■ **Dataset excerpt**
————
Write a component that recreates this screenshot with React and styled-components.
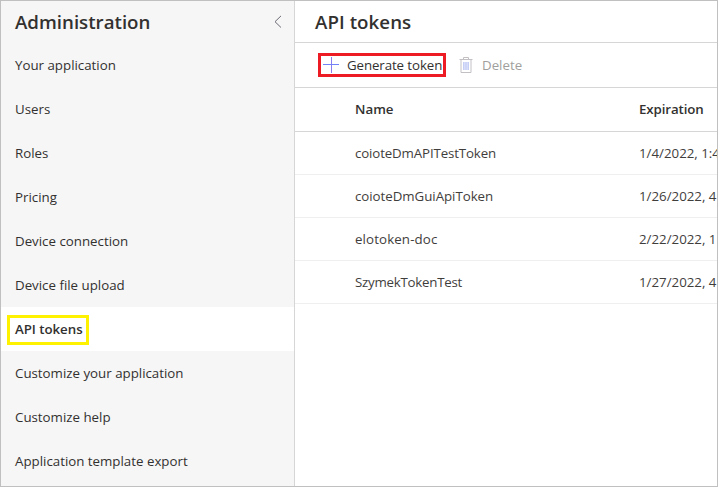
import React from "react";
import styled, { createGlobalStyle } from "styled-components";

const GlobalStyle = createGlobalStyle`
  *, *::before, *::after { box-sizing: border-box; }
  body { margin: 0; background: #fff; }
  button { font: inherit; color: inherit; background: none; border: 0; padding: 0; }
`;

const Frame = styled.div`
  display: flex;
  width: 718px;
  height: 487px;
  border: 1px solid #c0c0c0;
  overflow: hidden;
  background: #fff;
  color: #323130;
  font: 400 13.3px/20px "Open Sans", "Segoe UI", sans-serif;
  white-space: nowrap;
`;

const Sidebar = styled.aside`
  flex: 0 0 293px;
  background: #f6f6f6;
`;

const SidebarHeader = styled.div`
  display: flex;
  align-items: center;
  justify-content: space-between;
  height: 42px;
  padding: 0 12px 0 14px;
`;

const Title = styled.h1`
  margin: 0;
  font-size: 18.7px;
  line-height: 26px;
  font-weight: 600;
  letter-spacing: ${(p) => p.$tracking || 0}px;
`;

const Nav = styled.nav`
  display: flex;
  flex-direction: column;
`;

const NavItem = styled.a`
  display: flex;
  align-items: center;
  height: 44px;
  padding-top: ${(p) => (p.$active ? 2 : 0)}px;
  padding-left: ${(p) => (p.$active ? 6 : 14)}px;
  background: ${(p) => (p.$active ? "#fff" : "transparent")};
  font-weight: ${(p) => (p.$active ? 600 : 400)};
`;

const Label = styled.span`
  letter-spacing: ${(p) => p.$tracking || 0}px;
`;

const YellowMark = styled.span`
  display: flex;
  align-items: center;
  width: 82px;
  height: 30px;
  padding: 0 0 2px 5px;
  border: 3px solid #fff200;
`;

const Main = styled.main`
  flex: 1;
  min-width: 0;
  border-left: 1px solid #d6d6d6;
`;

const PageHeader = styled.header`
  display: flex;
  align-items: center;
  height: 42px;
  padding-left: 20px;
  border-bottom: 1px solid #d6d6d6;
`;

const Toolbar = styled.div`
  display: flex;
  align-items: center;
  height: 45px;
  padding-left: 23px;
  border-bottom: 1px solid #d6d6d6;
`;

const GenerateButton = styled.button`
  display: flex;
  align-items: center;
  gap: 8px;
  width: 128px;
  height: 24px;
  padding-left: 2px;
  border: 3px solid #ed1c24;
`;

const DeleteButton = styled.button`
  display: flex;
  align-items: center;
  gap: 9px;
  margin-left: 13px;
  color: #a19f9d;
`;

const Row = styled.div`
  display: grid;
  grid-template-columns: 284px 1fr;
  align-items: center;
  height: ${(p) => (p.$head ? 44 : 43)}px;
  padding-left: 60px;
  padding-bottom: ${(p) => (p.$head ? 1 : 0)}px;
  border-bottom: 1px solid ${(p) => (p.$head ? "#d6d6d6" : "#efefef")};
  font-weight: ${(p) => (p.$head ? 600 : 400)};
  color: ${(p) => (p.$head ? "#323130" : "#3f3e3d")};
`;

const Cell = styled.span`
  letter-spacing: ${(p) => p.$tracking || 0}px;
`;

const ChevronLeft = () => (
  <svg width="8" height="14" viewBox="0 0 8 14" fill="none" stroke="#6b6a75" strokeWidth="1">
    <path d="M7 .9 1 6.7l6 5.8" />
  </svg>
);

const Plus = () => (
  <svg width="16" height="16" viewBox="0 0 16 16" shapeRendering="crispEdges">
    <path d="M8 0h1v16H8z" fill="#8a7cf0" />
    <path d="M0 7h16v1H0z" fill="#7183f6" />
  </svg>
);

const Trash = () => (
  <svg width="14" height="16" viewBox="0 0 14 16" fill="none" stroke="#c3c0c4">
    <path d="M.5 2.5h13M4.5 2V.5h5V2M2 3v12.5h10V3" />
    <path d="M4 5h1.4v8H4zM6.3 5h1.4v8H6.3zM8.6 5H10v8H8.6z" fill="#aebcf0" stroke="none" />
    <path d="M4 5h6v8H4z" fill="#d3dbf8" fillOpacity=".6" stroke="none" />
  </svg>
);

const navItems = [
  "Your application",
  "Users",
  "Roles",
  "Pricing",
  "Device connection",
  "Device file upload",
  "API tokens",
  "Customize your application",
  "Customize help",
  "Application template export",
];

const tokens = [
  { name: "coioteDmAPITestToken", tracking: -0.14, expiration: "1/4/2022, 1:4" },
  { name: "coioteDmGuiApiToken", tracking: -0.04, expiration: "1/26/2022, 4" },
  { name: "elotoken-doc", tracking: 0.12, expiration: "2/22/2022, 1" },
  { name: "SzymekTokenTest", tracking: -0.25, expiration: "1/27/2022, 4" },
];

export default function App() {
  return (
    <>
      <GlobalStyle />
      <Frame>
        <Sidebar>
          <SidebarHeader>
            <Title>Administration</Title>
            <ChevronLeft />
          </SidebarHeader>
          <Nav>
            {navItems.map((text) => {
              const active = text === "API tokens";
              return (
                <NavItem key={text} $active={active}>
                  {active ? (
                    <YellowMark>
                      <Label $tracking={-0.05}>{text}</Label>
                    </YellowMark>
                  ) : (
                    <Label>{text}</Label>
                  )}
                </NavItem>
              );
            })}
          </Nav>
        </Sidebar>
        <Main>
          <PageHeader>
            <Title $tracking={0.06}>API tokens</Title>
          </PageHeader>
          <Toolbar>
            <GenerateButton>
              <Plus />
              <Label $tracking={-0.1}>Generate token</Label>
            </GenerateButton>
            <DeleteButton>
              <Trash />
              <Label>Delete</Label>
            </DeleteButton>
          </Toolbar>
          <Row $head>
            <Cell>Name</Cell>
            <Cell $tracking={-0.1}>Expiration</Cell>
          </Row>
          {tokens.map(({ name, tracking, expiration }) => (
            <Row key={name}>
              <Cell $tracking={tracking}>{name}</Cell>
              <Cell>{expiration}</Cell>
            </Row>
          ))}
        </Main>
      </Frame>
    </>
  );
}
————
■ **What the task requires**
Skipping the pictures, transcribe each line above exactly as it appears.

■ **Written answer**
Write a component that recreates this screenshot with React and styled-components.
import React from "react";
import styled, { createGlobalStyle } from "styled-components";

const GlobalStyle = createGlobalStyle`
  *, *::before, *::after { box-sizing: border-box; }
  body { margin: 0; background: #fff; }
  button { font: inherit; color: inherit; background: none; border: 0; padding: 0; }
`;

const Frame = styled.div`
  display: flex;
  width: 718px;
  height: 487px;
  border: 1px solid #c0c0c0;
  overflow: hidden;
  background: #fff;
  color: #323130;
  font: 400 13.3px/20px "Open Sans", "Segoe UI", sans-serif;
  white-space: nowrap;
`;

const Sidebar = styled.aside`
  flex: 0 0 293px;
  background: #f6f6f6;
`;

const SidebarHeader = styled.div`
  display: flex;
  align-items: center;
  justify-content: space-between;
  height: 42px;
  padding: 0 12px 0 14px;
`;

const Title = styled.h1`
  margin: 0;
  font-size: 18.7px;
  line-height: 26px;
  font-weight: 600;
  letter-spacing: ${(p) => p.$tracking || 0}px;
`;

const Nav = styled.nav`
  display: flex;
  flex-direction: column;
`;

const NavItem = styled.a`
  display: flex;
  align-items: center;
  height: 44px;
  padding-top: ${(p) => (p.$active ? 2 : 0)}px;
  padding-left: ${(p) => (p.$active ? 6 : 14)}px;
  background: ${(p) => (p.$active ? "#fff" : "transparent")};
  font-weight: ${(p) => (p.$active ? 600 : 400)};
`;

const Label = styled.span`
  letter-spacing: ${(p) => p.$tracking || 0}px;
`;

const YellowMark = styled.span`
  display: flex;
  align-items: center;
  width: 82px;
  height: 30px;
  padding: 0 0 2px 5px;
  border: 3px solid #fff200;
`;

const Main = styled.main`
  flex: 1;
  min-width: 0;
  border-left: 1px solid #d6d6d6;
`;

const PageHeader = styled.header`
  display: flex;
  align-items: center;
  height: 42px;
  padding-left: 20px;
  border-bottom: 1px solid #d6d6d6;
`;

const Toolbar = styled.div`
  display: flex;
  align-items: center;
  height: 45px;
  padding-left: 23px;
  border-bottom: 1px solid #d6d6d6;
`;

const GenerateButton = styled.button`
  display: flex;
  align-items: center;
  gap: 8px;
  width: 128px;
  height: 24px;
  padding-left: 2px;
  border: 3px solid #ed1c24;
`;

const DeleteButton = styled.button`
  display: flex;
  align-items: center;
  gap: 9px;
  margin-left: 13px;
  color: #a19f9d;
`;

const Row = styled.div`
  display: grid;
  grid-template-columns: 284px 1fr;
  align-items: center;
  height: ${(p) => (p.$head ? 44 : 43)}px;
  padding-left: 60px;
  padding-bottom: ${(p) => (p.$head ? 1 : 0)}px;
  border-bottom: 1px solid ${(p) => (p.$head ? "#d6d6d6" : "#efefef")};
  font-weight: ${(p) => (p.$head ? 600 : 400)};
  color: ${(p) => (p.$head ? "#323130" : "#3f3e3d")};
`;

const Cell = styled.span`
  letter-spacing: ${(p) => p.$tracking || 0}px;
`;

const ChevronLeft = () => (
  <svg width="8" height="14" viewBox="0 0 8 14" fill="none" stroke="#6b6a75" strokeWidth="1">
    <path d="M7 .9 1 6.7l6 5.8" />
  </svg>
);

const Plus = () => (
  <svg width="16" height="16" viewBox="0 0 16 16" shapeRendering="crispEdges">
    <path d="M8 0h1v16H8z" fill="#8a7cf0" />
    <path d="M0 7h16v1H0z" fill="#7183f6" />
  </svg>
);

const Trash = () => (
  <svg width="14" height="16" viewBox="0 0 14 16" fill="none" stroke="#c3c0c4">
    <path d="M.5 2.5h13M4.5 2V.5h5V2M2 3v12.5h10V3" />
    <path d="M4 5h1.4v8H4zM6.3 5h1.4v8H6.3zM8.6 5H10v8H8.6z" fill="#aebcf0" stroke="none" />
    <path d="M4 5h6v8H4z" fill="#d3dbf8" fillOpacity=".6" stroke="none" />
  </svg>
);

const navItems = [
  "Your application",
  "Users",
  "Roles",
  "Pricing",
  "Device connection",
  "Device file upload",
  "API tokens",
  "Customize your application",
  "Customize help",
  "Application template export",
];

const tokens = [
  { name: "coioteDmAPITestToken", tracking: -0.14, expiration: "1/4/2022, 1:4" },
  { name: "coioteDmGuiApiToken", tracking: -0.04, expiration: "1/26/2022, 4" },
  { name: "elotoken-doc", tracking: 0.12, expiration: "2/22/2022, 1" },
  { name: "SzymekTokenTest", tracking: -0.25, expiration: "1/27/2022, 4" },
];

export default function App() {
  return (
    <>
      <GlobalStyle />
      <Frame>
        <Sidebar>
          <SidebarHeader>
            <Title>Administration</Title>
            <ChevronLeft />
          </SidebarHeader>
          <Nav>
            {navItems.map((text) => {
              const active = text === "API tokens";
              return (
                <NavItem key={text} $active={active}>
                  {active ? (
                    <YellowMark>
                      <Label $tracking={-0.05}>{text}</Label>
                    </YellowMark>
                  ) : (
                    <Label>{text}</Label>
                  )}
                </NavItem>
              );
            })}
          </Nav>
        </Sidebar>
        <Main>
          <PageHeader>
            <Title $tracking={0.06}>API tokens</Title>
          </PageHeader>
          <Toolbar>
            <GenerateButton>
              <Plus />
              <Label $tracking={-0.1}>Generate token</Label>
            </GenerateButton>
            <DeleteButton>
              <Trash />
              <Label>Delete</Label>
            </DeleteButton>
          </Toolbar>
          <Row $head>
            <Cell>Name</Cell>
            <Cell $tracking={-0.1}>Expiration</Cell>
          </Row>
          {tokens.map(({ name, tracking, expiration }) => (
            <Row key={name}>
              <Cell $tracking={tracking}>{name}</Cell>
              <Cell>{expiration}</Cell>
            </Row>
          ))}
        </Main>
      </Frame>
    </>
  );
}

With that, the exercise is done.